Du réseau public au réseau privé
Lors de son rendez-vous annuel Sigfox Connect à Singapour, la société toulousaine a annoncé une nouvelle offre de service de réseau privé. « Jusqu’ici, nous fonctionnions exclusivement comme un réseau public et mondial, mais certains de nos clients visent des applications très localisées, souvent indoor, comme un entrepôt ou un chantier, qui peuvent concentrer des milliers d’objets émettant très faiblement, de l’ordre du microwatt. Nous pouvons alors renforcer notre réseau à ces endroits pour assurer la fiabilité de service adaptée », explique Christophe Fourtet. L’offre de service initiale sur le réseau public a également évolué récemment : « jusqu’à présent, en Europe, les communications étaient limitées à 100 bits/sec, mais nous proposons désormais du 600 bits/s dans certaines régions, du fait de la densification générale du réseau », poursuit le directeur technique.
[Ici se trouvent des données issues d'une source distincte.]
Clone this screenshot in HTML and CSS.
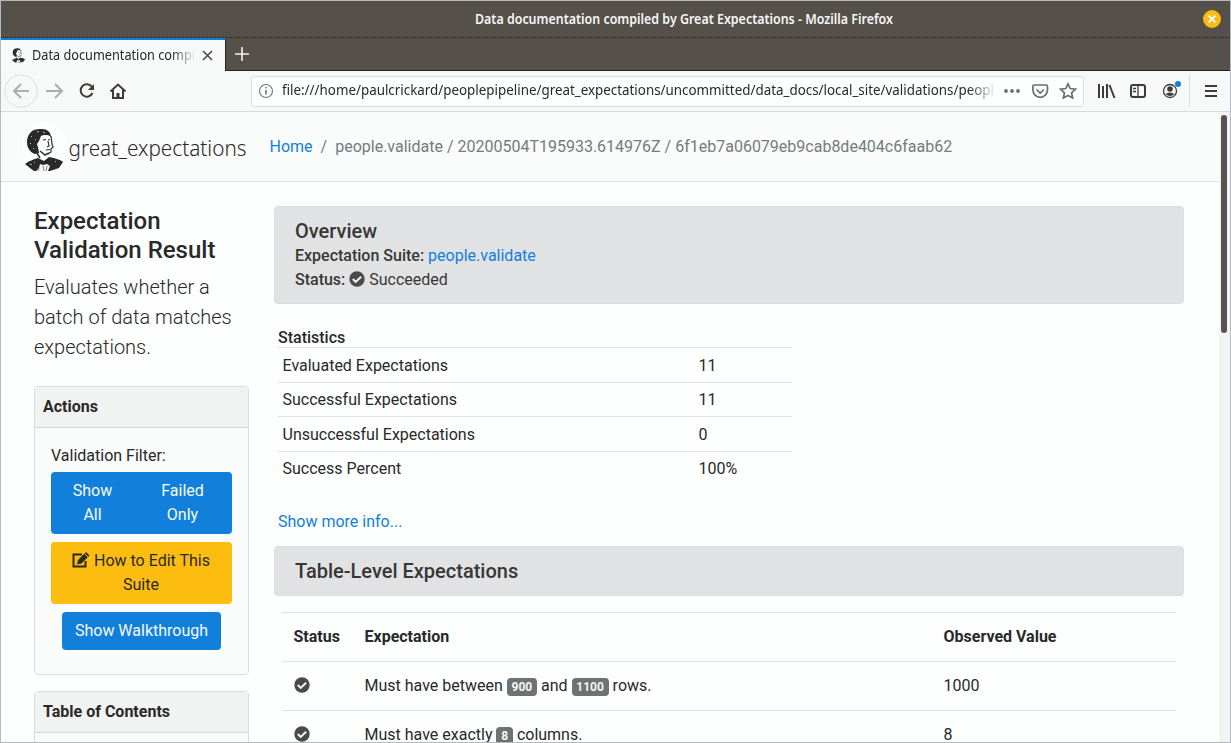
FILE: index.html
```html
<!DOCTYPE html>
<html lang="en">
<head>
<meta charset="utf-8">
<title>Data documentation compiled by Great Expectations</title>
<link rel="stylesheet" href="styles.css">
</head>
<body>
<svg class="defs" width="0" height="0">
  <symbol id="portrait" viewBox="0 0 38 43">
    <path d="M6 3C9 0 13 0 17 0c5 0 9 3 9 8l-5-2-5 1 1 4-3 2-1 4 1 7-4 1C5 23 2 19 2 13c0-4 1-7 4-10z" fill="#292929"/>
    <path d="M16 7q5-2 9 0l1 6 2 5-2 1-1 5-5 1-4-3-3-3-1-4 2-3z" fill="#fbfcfc"/>
    <path d="M18 11l3-.500M23 11l2-.500M23 12l1 5-2 1M21 21l4-.500M26 7l1 8 1 3-2 2v3l-3 2" stroke="#333" fill="none" stroke-width="1.200"/>
    <path d="M12 17v7l3 5M15 22l5 4 4-2" stroke="#333" fill="none" stroke-width="1.600"/>
    <path d="M0 35c4-3 7-4 13-6l6 3 5-4 5 1c4 2 6 1 9 4l-4 6-9 3H9l-4-3z" fill="#292929"/>
    <path d="M15 35l3 1 4-1 3 2-2 5-6 1-6-1 3-3z" fill="#f4f5f5"/>
    <path d="M18 37l1 5M22 37l-1 5M14 39l-1 3" stroke="#888"/>
    <path d="M6 8l1-1M5 14l1 1M12 3l2-.500M18 3l2 1M10 11l1-1M8 19l1 1M9 33l1 1M5 35l2 1M30 32l1 1" stroke="#b5b9ba"/>
  </symbol>
  <symbol id="check" viewBox="0 0 16 16">
    <circle cx="8" cy="8" r="7.700" fill="#4c4a48"/>
    <path d="M3.800 8.100l2.900 2.800 5.400-5.200" fill="none" stroke="#f2f2f2" stroke-width="2.100"/>
  </symbol>
</svg>
<div class="window">
  <div class="titlebar">
    <svg class="title" width="424" height="24"><text x="1" y="17" textLength="418" lengthAdjust="spacingAndGlyphs">Data documentation compiled by Great Expectations - Mozilla Firefox</text></svg>
    <svg class="close" width="20" height="20" viewBox="0 0 20 20"><circle cx="10" cy="10" r="9" fill="#fcbd10"/><path d="M6.500 6.500l7 7m0-7l-7 7" stroke="#f5f5f5" stroke-width="2"/></svg>
  </div>
  <div class="tabs">
    <div class="tab">
      <svg class="favicon" width="13" height="15"><use href="#portrait"/></svg>
      <svg class="tab-label" width="165" height="24"><text x="1" y="16" textLength="163" lengthAdjust="spacingAndGlyphs">Data documentation compi</text></svg>
      <svg class="tab-close" width="11" height="11" viewBox="0 0 11 11"><path d="M1 1l9 9m0-9l-9 9" stroke="#4a4a4a" stroke-width="1.600"/></svg>
    </div>
    <svg class="plus" width="14" height="14"><path d="M7 0v14M0 7h14" stroke="#f2f2f2" stroke-width="1.600"/></svg>
  </div>
  <div class="toolbar">
    <svg class="nav-icons" width="130" height="40" viewBox="0 0 130 40" fill="none" stroke-width="2">
      <circle cx="20" cy="20" r="16.300" stroke="#dcdedf" stroke-width="1"/>
      <path d="M28 20H13m7-7l-7 7 7 7" stroke="#a9afb2"/>
      <path d="M45 20h15m-6-7l7 7-7 7" stroke="#a9afb2"/>
      <path d="M91 16a6.200 6.200 0 1 0 .5 6" stroke="#3f3b38"/>
      <path d="M93 13v6h-6z" fill="#3f3b38"/>
      <path d="M109.500 20.500l7.500-7 7.500 7M112 19v8h10v-8" stroke="#3f3b38"/>
      <path d="M117 27v-5" stroke="#3f3b38" stroke-width="3"/>
    </svg>
    <div class="urlbar">
      <svg width="16" height="16" viewBox="0 0 16 16" fill="none" stroke="#777" stroke-width="1.100"><circle cx="8" cy="8" r="6.500"/><path d="M8 7v4.500M8 4v1.500" stroke-width="1.600"/></svg>
      <svg class="url" width="716" height="24"><text x="1" y="16" textLength="712" lengthAdjust="spacingAndGlyphs">file:///home/paulcrickard/peoplepipeline/great_expectations/uncommitted/data_docs/local_site/validations/peopl</text></svg>
      <svg class="url-icons" width="76" height="18" viewBox="0 0 76 18" fill="none" stroke="#6b6f71" stroke-width="1.700">
        <g fill="#6b6f71" stroke="none"><circle cx="3" cy="9" r="1.900"/><circle cx="9" cy="9" r="1.900"/><circle cx="15" cy="9" r="1.900"/></g>
        <path d="M31 3h12q1.500 0 1.500 1.500V8a7.300 7.300 0 0 1-14.600 0V4.500Q29.900 3 31 3zM33.500 7.500l3.700 3.500 3.700-3.500"/>
        <path d="M65 1.800l2.200 4.700 5.200.7-3.800 3.600 1 5.200-4.600-2.500-4.600 2.500 1-5.200-3.800-3.600 5.200-.7z"/>
      </svg>
    </div>
    <svg class="tool-icons" width="140" height="40" viewBox="0 0 140 40" fill="none" stroke="#3f3b38" stroke-width="2">
      <path d="M12 13v14M16 15v12M20 13v14M22.500 14l5 13"/>
      <rect x="44" y="14" width="14" height="12" rx="2"/><path d="M51 14v12M46 17.500h3M46 20.500h3" stroke-width="1.300"/>
      <circle cx="83" cy="20" r="6.500" stroke-width="1.300"/><circle cx="83" cy="18" r="2.800" fill="#3f3b38" stroke="none"/><path d="M78.500 23q4.500-3 9 0-4.500 4-9 0" fill="#3f3b38" stroke="none"/>
      <circle cx="91" cy="13" r="3" fill="#1280db" stroke="none"/>
      <path d="M102.500 3v33" stroke="#dddfe0" stroke-width="1"/>
      <path d="M118 15h12M118 20h12M118 25h12"/>
    </svg>
  </div>
  <div class="viewport">
    <div class="page">
      <header class="navbar">
        <svg class="brand" width="226" height="52"><circle cx="21" cy="26" r="24" fill="#fdfefe"/><use href="#portrait" x="2" y="8" width="38" height="43"/><text x="45.500" y="35" textLength="178" lengthAdjust="spacingAndGlyphs">great_expectations</text></svg>
        <nav class="crumbs"><a>Home</a><span class="slash">/</span><span>people.validate / 20200504T195933.614976Z / 6f1eb7a06079eb9cab8de404c6faab62</span></nav>
      </header>
      <div class="columns">
        <aside class="sidebar">
          <h4>Expectation Validation Result</h4>
          <p class="lead">Evaluates whether a batch of data matches expectations.</p>
          <section class="card">
            <div class="card-header">Actions</div>
            <div class="card-body">
              <div>Validation Filter:</div>
              <div class="group"><span>Show<br>All</span><span>Failed<br>Only</span></div>
              <div class="btn warning"><svg width="18" height="16" viewBox="0 0 18 16"><path d="M10 2.500H1.500v12h12V9" fill="none" stroke="#292929" stroke-width="2"/><path d="M6 8l8-8 3.500 3.500-8 8L5 12.500z" fill="#292929"/><path d="M12.500 1.500L16 5" stroke="#fcbd10"/></svg> How to Edit This<br>Suite</div>
              <div class="btn walk">Show Walkthrough</div>
            </div>
          </section>
          <section class="card"><div class="card-header">Table of Contents</div><div class="card-body"></div></section>
        </aside>
        <main class="main">
          <section class="banner overview">
            <h5>Overview</h5>
            <div><strong>Expectation Suite:</strong> <a>people.validate</a></div>
            <div><strong>Status:</strong> <svg class="ok" width="16" height="16"><use href="#check"/></svg> Succeeded</div>
          </section>
          <section class="statistics">
            <h6>Statistics</h6>
            <div class="stat"><span>Evaluated Expectations</span><span>11</span></div>
            <div class="stat"><span>Successful Expectations</span><span>11</span></div>
            <div class="stat"><span>Unsuccessful Expectations</span><span>0</span></div>
            <div class="stat"><span>Success Percent</span><span>100%</span></div>
            <a class="more">Show more info...</a>
          </section>
          <section class="banner level"><h5>Table-Level Expectations</h5></section>
          <section class="results">
            <div class="row head"><span>Status</span><span>Expectation</span><span>Observed Value</span></div>
            <div class="row"><svg width="16" height="16"><use href="#check"/></svg><span>Must have between <b class="badge">900</b> and <b class="badge">1100</b> rows.</span><span>1000</span></div>
            <div class="row"><svg width="16" height="16"><use href="#check"/></svg><span>Must have exactly <b class="badge">8</b> columns.</span><span>8</span></div>
          </section>
        </main>
      </div>
    </div>
    <div class="scrollbar"><div class="thumb"></div></div>
  </div>
</div>
</body>
</html>
```
FILE: styles.css
```css
* { box-sizing: border-box; }
body { margin: 0; overflow: hidden; font: 16px/24px Roboto, sans-serif; color: #292929; background: #fdfefe; }
svg { display: block; flex: none; }
.defs { position: absolute; }
.window { width: 1231px; height: 743px; border: 1px solid #b4babf; display: flex; flex-direction: column; overflow: hidden; }
.titlebar { height: 37px; flex: none; background: #555049; border-bottom: 1px dotted #24211e; display: flex; align-items: center; padding: 0 8px 0 473px; justify-content: space-between; }
.title text { font: 600 14px "Noto Sans", sans-serif; fill: #f5f6f6; }
.tabs { height: 33px; flex: none; background: #555049; border-bottom: 1px solid #272320; display: flex; align-items: center; }
.tab { width: 225px; height: 33px; background: #f8f9f9; border-top: 2px solid #1280db; border-right: 1px solid #272320; display: flex; align-items: center; padding-left: 11px; align-self: flex-start; }
.tab-label { margin-left: 6px; -webkit-mask-image: linear-gradient(90deg, #000 85%, transparent); mask-image: linear-gradient(90deg, #000 85%, transparent); }
.tab-label text, .url text { font: 14px "Noto Sans", sans-serif; fill: #292929; }
.tab-close { margin-left: 6px; }
.plus { margin-left: 9px; }
.toolbar { height: 41px; flex: none; background: #f7f8f8; border-bottom: 1px solid #d8dadb; display: flex; align-items: center; }
.urlbar { width: 833px; height: 31px; margin-left: 120px; border: 1px solid #dcdedf; border-radius: 3px; background: #fdfefe; display: flex; align-items: center; padding-left: 6px; }
.url { margin-left: 7px; -webkit-mask-image: linear-gradient(90deg, #000 96%, transparent); mask-image: linear-gradient(90deg, #000 96%, transparent); }
.url-icons { margin-left: 6px; }
.tool-icons { margin-left: 3px; }
.viewport { flex: 1; min-height: 0; display: flex; }
.page { width: 1218px; flex: none; overflow: hidden; }
.scrollbar { width: 11px; background: #f2f3f3; padding: 3px 3px 0 2px; }
.thumb { width: 6px; height: 218px; border-radius: 3px; background: #57534e; }
.navbar { height: 70px; background: #fafbfb; border-bottom: 1px solid #dfe1e2; display: flex; align-items: center; padding-left: 22px; }
.brand text { font: 350 21px "Noto Sans", sans-serif; fill: #292929; }
.crumbs { margin-left: 20.500px; color: #747c80; display: flex; }
.slash { margin: 0 8px; }
a { color: #1280db; }
.columns { display: flex; }
.sidebar { width: 215px; margin-left: 33px; padding-top: 25px; flex: none; }
h4, h5, h6, p { margin: 0; font-weight: 500; }
h4 { font-size: 24px; line-height: 29px; margin-bottom: 7px; }
.lead { font-size: 20px; line-height: 30px; font-weight: 300; margin-bottom: 24px; }
.card { border: 1px solid #dadcdd; border-radius: 4px; background: #fafbfb; margin-bottom: 16px; }
.card-header { height: 41px; background: #f1f2f2; border-bottom: 1px solid #d6d8db; font-weight: 700; padding: 8px; }
.card-body { padding: 16px 16px 24px; }
.group { display: flex; height: 62px; margin: 4px 0 8px; border-radius: 4px; background: #1280db; color: #f5f9fd; text-align: center; padding: 7px 0; }
.group span { width: 83px; }
.group span + span { width: 97px; }
.btn { border-radius: 4px; text-align: center; padding: 7px 0; }
.warning { height: 62px; background: #fcbd10; margin-bottom: 8px; padding-right: 1px; }
.warning svg { display: inline-block; vertical-align: -2px; }
.walk { width: 159px; height: 38px; margin: 0 auto; background: #1280db; color: #f5f9fd; }
.main { margin-left: 25px; padding-top: 24px; width: 910px; }
.banner { background: #e1e2e4; border: 1px solid #dcdddf; border-radius: 4px; padding-left: 20px; color: #383735; }
.banner strong { font-weight: 500; }
.overview { height: 98px; padding-top: 12px; }
h5 { font-size: 20px; line-height: 24px; }
.overview h5 { margin-bottom: 1px; }
.ok { display: inline-block; vertical-align: -2px; }
.statistics { margin: 24px 0 0 4px; width: 514px; }
h6 { font-size: 16px; line-height: 20px; height: 19px; }
.stat { height: 34.500px; border-top: 1px solid #dfe1e2; display: grid; grid-template-columns: 416px 1fr; padding: 6px 0 0 4.500px; }
.stat:nth-child(odd) { padding-top: 5px; }
.more { display: block; margin-top: 25px; }
.level { height: 50px; margin-top: 12px; padding-top: 12px; }
.results { margin: 16px 8px 0; }
.row { height: 49px; border-top: 1px solid #dfe1e2; display: grid; grid-template-columns: 71px 579px 1fr; padding: 12px 0 0 11.500px; }
.row svg { margin-top: 3px; }
.head { font-weight: 700; }
.badge { display: inline-block; font-size: 12px; line-height: 12px; font-weight: 700; color: #f5f6f6; background: #6d7272; border-radius: 4px; padding: 3px 4.800px; }
```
Sur ce marché de l’IoT en pleine explosion, Sigfox se trouve néanmoins en concurrence avec l’alliance LoRa, portée par Orange, qui compte, elle, près de 18 millions d’objets connectés. Ce réseau bas débit s’appuie, lui, sur une technologie alternative à l’UNB, baptisée CSS (Chirp Spread Spectrum). Cette technique consiste à étaler un signal faible sur l’ensemble de la bande de fréquence, un autre moyen de maximiser la sensibilité de détection sur de longues distances. « Nous sommes pour l’heure en concurrence de fait, mais à terme il pourrait y avoir une différenciation par types d’applications car nos technologies sont complémentaires », analyse Christophe Fourtet. « Le CSS présente une meilleure symétrie entre les signaux montants et descendants ; il est donc plus adapté pour une connexion point à point, avec des objets communicants plus perfectionnés et coûteux, mais des infrastructures moins complexes. Le protocole Sigfox, lui, est réalisable avec des composants très peu coûteux ; en revanche la détection des signaux en bandes étroites implique des stations radio plus sophistiquées. Il sera donc mieux amorti dans le cas d’une massification des objets propre à un réseau d’envergure », analyse le directeur technique de Sigfox. Alors, Sigfox ou Lora ? Le choix ne sera peut-être pas si binaire à l’avenir.